Effect A system resource on the specified system may be unavailable.

Recovery Run Syshealth on the indicated system, and examine unauthorized notifications through the notification screen. Either authorize or deny authorization to pending notifications. Authorized notifications are forwarded through the configured notification ports (typically to the NonStop Support Center).

4002

Authorization to Deliver Remote Notification disposition. Notification ID = action-id.

`disposition`	indicates whether authorization has been granted. It can have the value GRANTED or DENIED.
`action-id`	is the ID (a 16-bit integer) of the notification that was authorized or denied authorization. This value is the same as the notification identifier used in notification Subsystem Programmatic Interface (SPI) commands.

Cause A pending notification has been authorized for delivery.

Effect The indicated notification is delivered to all appropriate destinations.

Recovery Informational message only; no corrective action is needed.

4003

Dial-out test performed

Cause A Syshealth user has issued a Test Dial-out command.
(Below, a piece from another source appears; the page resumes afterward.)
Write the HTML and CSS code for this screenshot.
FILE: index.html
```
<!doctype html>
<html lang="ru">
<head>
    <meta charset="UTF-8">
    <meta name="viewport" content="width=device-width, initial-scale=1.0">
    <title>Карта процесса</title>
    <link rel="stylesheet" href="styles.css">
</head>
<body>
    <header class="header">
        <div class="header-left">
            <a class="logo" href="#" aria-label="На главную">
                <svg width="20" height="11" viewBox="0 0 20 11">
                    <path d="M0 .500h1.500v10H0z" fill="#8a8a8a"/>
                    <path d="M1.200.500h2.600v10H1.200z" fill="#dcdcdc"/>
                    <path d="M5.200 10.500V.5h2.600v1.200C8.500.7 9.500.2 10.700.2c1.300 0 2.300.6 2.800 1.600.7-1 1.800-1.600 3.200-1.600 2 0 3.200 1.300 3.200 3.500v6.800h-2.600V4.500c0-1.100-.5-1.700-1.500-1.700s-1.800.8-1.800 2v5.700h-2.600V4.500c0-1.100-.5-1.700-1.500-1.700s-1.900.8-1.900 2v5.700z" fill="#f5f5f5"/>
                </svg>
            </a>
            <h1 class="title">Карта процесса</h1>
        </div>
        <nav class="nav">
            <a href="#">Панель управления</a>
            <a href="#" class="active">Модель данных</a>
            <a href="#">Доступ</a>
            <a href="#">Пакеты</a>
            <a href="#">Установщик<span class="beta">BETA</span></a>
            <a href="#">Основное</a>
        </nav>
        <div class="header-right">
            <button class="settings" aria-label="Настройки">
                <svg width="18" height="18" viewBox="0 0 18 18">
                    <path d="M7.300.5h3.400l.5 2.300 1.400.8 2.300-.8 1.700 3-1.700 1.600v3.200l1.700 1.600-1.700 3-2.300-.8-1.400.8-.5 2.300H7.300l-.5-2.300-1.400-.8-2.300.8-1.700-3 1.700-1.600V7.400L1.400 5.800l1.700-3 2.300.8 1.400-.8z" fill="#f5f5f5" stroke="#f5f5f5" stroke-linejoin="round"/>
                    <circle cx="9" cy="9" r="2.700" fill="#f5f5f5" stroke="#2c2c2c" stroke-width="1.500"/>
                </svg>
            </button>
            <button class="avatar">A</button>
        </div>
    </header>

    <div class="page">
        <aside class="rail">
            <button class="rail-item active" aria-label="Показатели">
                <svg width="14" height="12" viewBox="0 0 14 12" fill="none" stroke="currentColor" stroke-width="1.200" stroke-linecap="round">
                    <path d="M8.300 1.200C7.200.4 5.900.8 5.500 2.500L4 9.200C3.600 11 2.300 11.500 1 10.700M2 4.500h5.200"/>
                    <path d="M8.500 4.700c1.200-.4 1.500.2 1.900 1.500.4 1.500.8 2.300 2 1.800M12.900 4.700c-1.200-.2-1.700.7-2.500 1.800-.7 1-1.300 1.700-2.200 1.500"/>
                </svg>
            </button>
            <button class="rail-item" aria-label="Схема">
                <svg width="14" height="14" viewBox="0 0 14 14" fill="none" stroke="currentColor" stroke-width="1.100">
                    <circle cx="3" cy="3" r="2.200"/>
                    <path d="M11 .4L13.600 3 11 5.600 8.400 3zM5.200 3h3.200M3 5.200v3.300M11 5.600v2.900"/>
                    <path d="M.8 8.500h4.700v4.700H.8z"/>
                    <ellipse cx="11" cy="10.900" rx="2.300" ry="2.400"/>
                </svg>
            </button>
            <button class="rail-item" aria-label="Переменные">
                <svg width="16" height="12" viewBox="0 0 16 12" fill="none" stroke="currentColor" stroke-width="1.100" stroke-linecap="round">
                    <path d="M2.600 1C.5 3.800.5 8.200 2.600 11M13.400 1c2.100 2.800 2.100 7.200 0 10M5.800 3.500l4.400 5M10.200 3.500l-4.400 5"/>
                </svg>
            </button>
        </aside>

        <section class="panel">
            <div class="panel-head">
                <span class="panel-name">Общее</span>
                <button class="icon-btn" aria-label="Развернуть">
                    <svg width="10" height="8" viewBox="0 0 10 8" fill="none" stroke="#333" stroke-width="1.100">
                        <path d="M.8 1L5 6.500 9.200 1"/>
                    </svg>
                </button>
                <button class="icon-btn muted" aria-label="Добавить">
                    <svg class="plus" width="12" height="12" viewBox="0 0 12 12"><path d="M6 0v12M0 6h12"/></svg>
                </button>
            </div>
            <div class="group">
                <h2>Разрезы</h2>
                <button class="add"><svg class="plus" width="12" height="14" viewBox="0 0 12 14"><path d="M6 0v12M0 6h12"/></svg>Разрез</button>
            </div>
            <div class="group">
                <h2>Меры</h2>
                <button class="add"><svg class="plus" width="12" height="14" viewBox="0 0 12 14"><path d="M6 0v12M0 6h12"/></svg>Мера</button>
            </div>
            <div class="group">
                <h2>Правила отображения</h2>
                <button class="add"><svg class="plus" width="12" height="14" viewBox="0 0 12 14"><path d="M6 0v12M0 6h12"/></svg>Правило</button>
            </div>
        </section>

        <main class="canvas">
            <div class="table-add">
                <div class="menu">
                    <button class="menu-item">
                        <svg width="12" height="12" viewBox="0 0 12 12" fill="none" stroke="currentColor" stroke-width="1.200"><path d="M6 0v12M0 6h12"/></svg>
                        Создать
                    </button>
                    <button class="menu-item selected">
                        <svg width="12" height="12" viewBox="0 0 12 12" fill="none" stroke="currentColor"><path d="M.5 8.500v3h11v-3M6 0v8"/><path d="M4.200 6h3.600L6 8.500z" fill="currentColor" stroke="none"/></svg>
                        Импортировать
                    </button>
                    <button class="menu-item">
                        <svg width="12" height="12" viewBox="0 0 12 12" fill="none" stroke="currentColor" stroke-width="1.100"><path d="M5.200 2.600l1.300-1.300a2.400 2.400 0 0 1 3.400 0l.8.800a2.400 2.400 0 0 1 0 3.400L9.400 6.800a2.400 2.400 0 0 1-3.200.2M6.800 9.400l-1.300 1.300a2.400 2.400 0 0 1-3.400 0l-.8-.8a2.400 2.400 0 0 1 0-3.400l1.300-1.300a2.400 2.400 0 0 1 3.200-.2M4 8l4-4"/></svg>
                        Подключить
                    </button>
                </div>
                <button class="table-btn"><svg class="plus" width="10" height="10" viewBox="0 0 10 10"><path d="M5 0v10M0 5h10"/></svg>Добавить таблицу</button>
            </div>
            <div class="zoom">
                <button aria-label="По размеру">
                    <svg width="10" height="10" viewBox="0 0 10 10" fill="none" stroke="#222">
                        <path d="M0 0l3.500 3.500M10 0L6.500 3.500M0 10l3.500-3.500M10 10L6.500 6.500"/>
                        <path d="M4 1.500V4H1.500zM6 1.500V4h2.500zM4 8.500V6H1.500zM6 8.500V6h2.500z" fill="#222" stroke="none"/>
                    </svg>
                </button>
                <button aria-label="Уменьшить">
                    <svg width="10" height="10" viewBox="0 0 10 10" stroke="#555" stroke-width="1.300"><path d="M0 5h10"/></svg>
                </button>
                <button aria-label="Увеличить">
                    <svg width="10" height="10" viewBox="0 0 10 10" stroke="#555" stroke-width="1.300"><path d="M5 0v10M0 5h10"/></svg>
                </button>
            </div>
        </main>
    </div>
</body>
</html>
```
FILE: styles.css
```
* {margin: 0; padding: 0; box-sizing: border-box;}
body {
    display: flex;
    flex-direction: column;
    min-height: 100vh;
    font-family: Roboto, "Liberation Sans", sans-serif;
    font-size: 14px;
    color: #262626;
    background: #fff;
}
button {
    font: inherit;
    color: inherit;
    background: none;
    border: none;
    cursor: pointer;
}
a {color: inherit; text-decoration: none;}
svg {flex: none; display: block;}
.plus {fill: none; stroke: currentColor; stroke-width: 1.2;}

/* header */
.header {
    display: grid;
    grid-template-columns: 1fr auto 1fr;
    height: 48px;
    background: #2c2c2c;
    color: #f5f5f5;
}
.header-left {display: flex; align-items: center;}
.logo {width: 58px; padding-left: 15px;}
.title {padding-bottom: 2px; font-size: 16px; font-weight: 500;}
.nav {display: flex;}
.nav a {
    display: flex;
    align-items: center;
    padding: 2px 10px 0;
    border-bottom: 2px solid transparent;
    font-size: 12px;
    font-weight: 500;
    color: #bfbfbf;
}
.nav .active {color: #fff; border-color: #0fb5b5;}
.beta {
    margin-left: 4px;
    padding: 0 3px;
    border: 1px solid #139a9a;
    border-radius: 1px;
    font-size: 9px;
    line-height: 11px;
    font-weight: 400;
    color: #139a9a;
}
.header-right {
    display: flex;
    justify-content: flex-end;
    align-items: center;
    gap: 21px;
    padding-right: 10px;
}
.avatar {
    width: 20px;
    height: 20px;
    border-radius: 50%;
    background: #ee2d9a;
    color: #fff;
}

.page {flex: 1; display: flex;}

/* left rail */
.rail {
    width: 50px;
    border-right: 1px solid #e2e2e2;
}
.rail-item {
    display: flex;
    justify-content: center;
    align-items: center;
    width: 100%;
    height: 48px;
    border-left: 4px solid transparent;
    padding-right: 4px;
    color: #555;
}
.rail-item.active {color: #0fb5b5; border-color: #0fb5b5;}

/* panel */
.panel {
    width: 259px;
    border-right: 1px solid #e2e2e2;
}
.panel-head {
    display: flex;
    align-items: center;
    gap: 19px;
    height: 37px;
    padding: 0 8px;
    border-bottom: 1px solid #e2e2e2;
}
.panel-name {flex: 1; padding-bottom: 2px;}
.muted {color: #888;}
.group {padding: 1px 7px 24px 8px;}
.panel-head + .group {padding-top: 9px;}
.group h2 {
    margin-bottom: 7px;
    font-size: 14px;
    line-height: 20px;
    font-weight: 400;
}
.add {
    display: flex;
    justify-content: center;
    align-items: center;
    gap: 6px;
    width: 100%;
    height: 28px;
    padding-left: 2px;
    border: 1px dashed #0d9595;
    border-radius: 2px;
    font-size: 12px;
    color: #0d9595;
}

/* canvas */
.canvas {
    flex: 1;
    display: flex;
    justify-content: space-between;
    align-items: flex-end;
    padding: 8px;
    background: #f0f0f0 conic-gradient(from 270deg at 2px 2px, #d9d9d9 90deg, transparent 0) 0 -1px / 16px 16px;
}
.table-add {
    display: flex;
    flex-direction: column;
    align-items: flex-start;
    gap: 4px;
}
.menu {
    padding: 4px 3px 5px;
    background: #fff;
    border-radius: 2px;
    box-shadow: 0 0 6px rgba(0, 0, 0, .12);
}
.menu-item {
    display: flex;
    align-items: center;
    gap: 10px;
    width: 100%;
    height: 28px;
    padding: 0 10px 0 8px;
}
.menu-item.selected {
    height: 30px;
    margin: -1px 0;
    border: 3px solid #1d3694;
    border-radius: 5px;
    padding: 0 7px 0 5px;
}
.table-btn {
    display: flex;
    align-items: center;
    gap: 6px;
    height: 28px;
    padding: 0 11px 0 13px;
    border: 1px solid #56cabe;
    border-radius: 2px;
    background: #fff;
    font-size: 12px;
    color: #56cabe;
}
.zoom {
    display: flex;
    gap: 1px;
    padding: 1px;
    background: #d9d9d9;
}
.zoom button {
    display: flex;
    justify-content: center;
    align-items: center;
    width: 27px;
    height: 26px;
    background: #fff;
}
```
Effect This error should cause a dial-out to occur, unless dial-out is not enabled. Use the Syshealth Remote Notification screen to examine the test results.

Recovery Informational message only; no corrective action is needed.

4004

Remote Notification Port Failing. error-text

error-text

is the text of the last port error message.

Cause A notification path is failing. Examine the error-text portion of the message to determine the exact cause.

Effect Remote notification for system resource problems is not occurring on the specified system.

Recovery Examine the error message and take corrective action. If no corrective action is possible, disable the notification port through the Syshealth user interface. Notify the Global NonStop Solution Center (GNSC) of system failures manually until the port is repaired.

4005

REMOTE NOTIFICATION PROCESS notif-process ENCOUNTERED EXCEPTION. CODE = module-error:text

`notif-process`	contains the name of the notification port process that failed.
`module-error`	is the fatal error that was encountered by the notification module.
`text`	is the text of the last notification module error message.

Cause The notification module encountered an exception that it recovered from. Typical exceptions include the inability of the module to find or read the notification database, a filter file, or other file.

Effect The effect of this error depends on the nature of the exception. If the notification module does not find the database or cannot read it, the notification module creates a new one. Filter files that cannot be found or read are ignored, leading to an increased number of dial-outs. In any case, the notification function continues.

Recovery Recovery action depends on the type of exception.

4006

REMOTE NOTIFICATION PROCESS notif-process FAILED. ERROR = module-error:text

`notif-process`	contains the name of the notification port process that failed.
`module-error`	is the fatal error that was encountered by the notification module.
`text`	is the text of the last notification module error message.

Cause The notification module encountered an unrecoverable internal error.

Effect Remote notification is unavailable for a brief period, until the Syshealth Persistence Monitor restarts it.

Recovery Informational message only; no corrective action is needed.

4007

Remote notification redelivery started. Notification ID = action-id.

action-id

is the ID (a 16-bit integer) of the notification that was redelivered. This value is the same as the notification identifier used in notification Subsystem Programmatic Interface (SPI) commands.

Cause A Syshealth user has requested redelivery for a remote notification which could not be delivered earlier.

Effect The indicated notification will be delivered to all appropriate destinations.

Recovery Informational message only; no corrective action is needed.